The views and opinions expressed in this blog are solely those of the author and do not necessarily represent Cypress-Fairbanks school district.







Tuesday, August 10, 2010

Twitter for the classroom

Part of the question from many has been, "What's the use of Twitter? Why do I care what's going on every single minute of your life?"

Professionals and educators alike have ways of making every trending tool into something extremely useful. Twitter has essentially created an education highway. Twitter users are tweeting articles, news, tutorials, resources, and ideas amongst a host of other useful information. Tweets have evolved from, "Sitting outside taking in the sun" to "Perseid Meteor Shower lights up August skies later this week. Ask your Q's about meteors from our expert, Thurs 3pm ET http://bit.ly/9GADUJ" (Tweet from NASA today).

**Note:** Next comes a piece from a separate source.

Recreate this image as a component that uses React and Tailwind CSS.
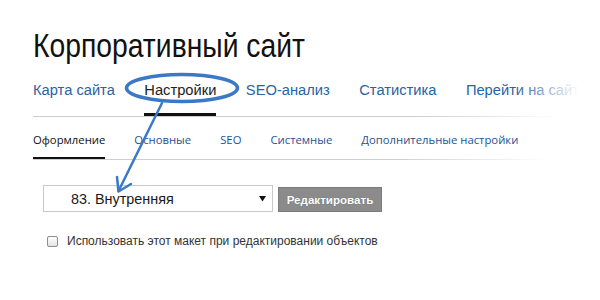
export default function App() {
  const tabs = ["Карта сайта", "Настройки", "SEO-анализ", "Статистика", "Перейти на сайт"];
  const subtabs = ["Оформление", "Основные", "SEO", "Системные", "Дополнительные настройки"];
  return (
    <div className="relative w-[600px] h-[300px] bg-white overflow-hidden pl-[33px] pt-[25px] font-['Liberation_Sans',Arial,sans-serif]">
      <h1 className="text-[28.3px] leading-[34px] h-[37px] text-[#111] whitespace-nowrap origin-top-left scale-y-[1.18]">
        Корпоративный сайт
      </h1>

      <nav className="mt-[18px] flex gap-[29.5px] text-[14.7px] leading-[20px] whitespace-nowrap">
        {tabs.map((t, i) => (
          <span
            key={t}
            className={
              i === 1
                ? "pb-[13px] border-b-[3px] border-[#111] text-[#222]"
                : "pb-[13px] border-b-[3px] border-transparent text-[#2a62a3]"
            }
          >
            {t}
          </span>
        ))}
      </nav>
      <div className="h-px w-[540px] bg-linear-to-r from-[#cdcdcd] from-70% to-transparent" />

      <nav className="mt-[15px] flex gap-[29px] text-[11.3px] leading-[16px] whitespace-nowrap font-['Open_Sans',sans-serif]">
        {subtabs.map((t, i) => (
          <span
            key={t}
            className={
              i === 0
                ? "pb-[9px] border-b-[2px] border-[#111] text-[#111]"
                : "pb-[9px] border-b-[2px] border-transparent text-[#1f5290]"
            }
          >
            {t}
          </span>
        ))}
      </nav>
      <div className="h-px w-[520px] bg-linear-to-r from-[#cfcfcf] from-70% to-transparent" />

      <div className="mt-[25px] ml-[10px] flex items-end gap-[5px]">
        <div className="w-[230px] h-[27px] border border-[#c9c9c9] bg-white flex items-center justify-between pl-[27px] pr-[5px]">
          <span className="text-[14.4px] leading-[20px] text-[#1a1a1a]">83. Внутренняя</span>
          <svg width="8" height="6" viewBox="0 0 8 6">
            <polygon points="0,0 7,0 3.5,5.5" fill="#111" />
          </svg>
        </div>
        <button className="w-[104px] h-[25px] bg-[#8b8b8b] border border-[#7b7b7b] text-white font-bold text-[11.6px] leading-[20px] [text-shadow:0_0_1px_rgba(0,0,0,0.3)]">
          Редактировать
        </button>
      </div>

      <label className="mt-[21px] ml-[14px] flex items-center gap-[9px] h-[16px]">
        <span className="w-[11px] h-[11px] rounded-[2px] border border-[#8e8e8e] bg-linear-to-b from-white to-[#e3e3e3] shrink-0" />
        <span className="text-[12px] leading-[16px] text-[#333] whitespace-nowrap">
          Использовать этот макет при редактировании объектов
        </span>
      </label>

      <div className="absolute left-[515px] top-[70px] w-[85px] h-[100px] bg-linear-to-r from-white/0 to-white to-75% pointer-events-none" />

      <svg className="absolute left-0 top-0 pointer-events-none" width="600" height="300" viewBox="0 0 600 300">
        <ellipse cx="182" cy="88" rx="55.5" ry="13.5" fill="none" stroke="#3b78c6" strokeWidth="3.5" />
        <line x1="162" y1="103" x2="118.5" y2="191" stroke="#3b78c6" strokeWidth="2.5" strokeLinecap="round" />
        <polyline points="117,177 118.5,191.5 131,184" fill="none" stroke="#3b78c6" strokeWidth="2.5" strokeLinecap="round" strokeLinejoin="round" />
      </svg>
    </div>
  );
}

If you really want Twitter to work, pick people you want to learn from to follow (and of course some fun stuff along the way). If you know and respect someone and follow them on Twitter, the chances are that they follow someone they respect as well. Do some research. See who they follow. Within an hour or two you can be following the top experts in any field of expertise. Why are you NOT on Twitter? You can be learning the same information as your mentors at the exact same time. How amazing is that? When in history was information available like this to everyone at once in 140 characters or less? Take advantage.

Educators and classrooms are taking polls, creating searches, and voicing their opinions. You want to create some self-motivated learners? Have you not been looking for a way for your students to learn without you there? Does it really only have to be about your subject? Do you want them to get excited about learning? Let them use their cell phones...it's technology (surprise)! Shed some light on this tool called Twitter that your students have already been using and coach them on how to make it useful. Teach them.

As a teacher, I know I have said of myself, "I am a life-long learner." Now I say, "I am a life-long learner all day long." Can we help our students learn how to do the same?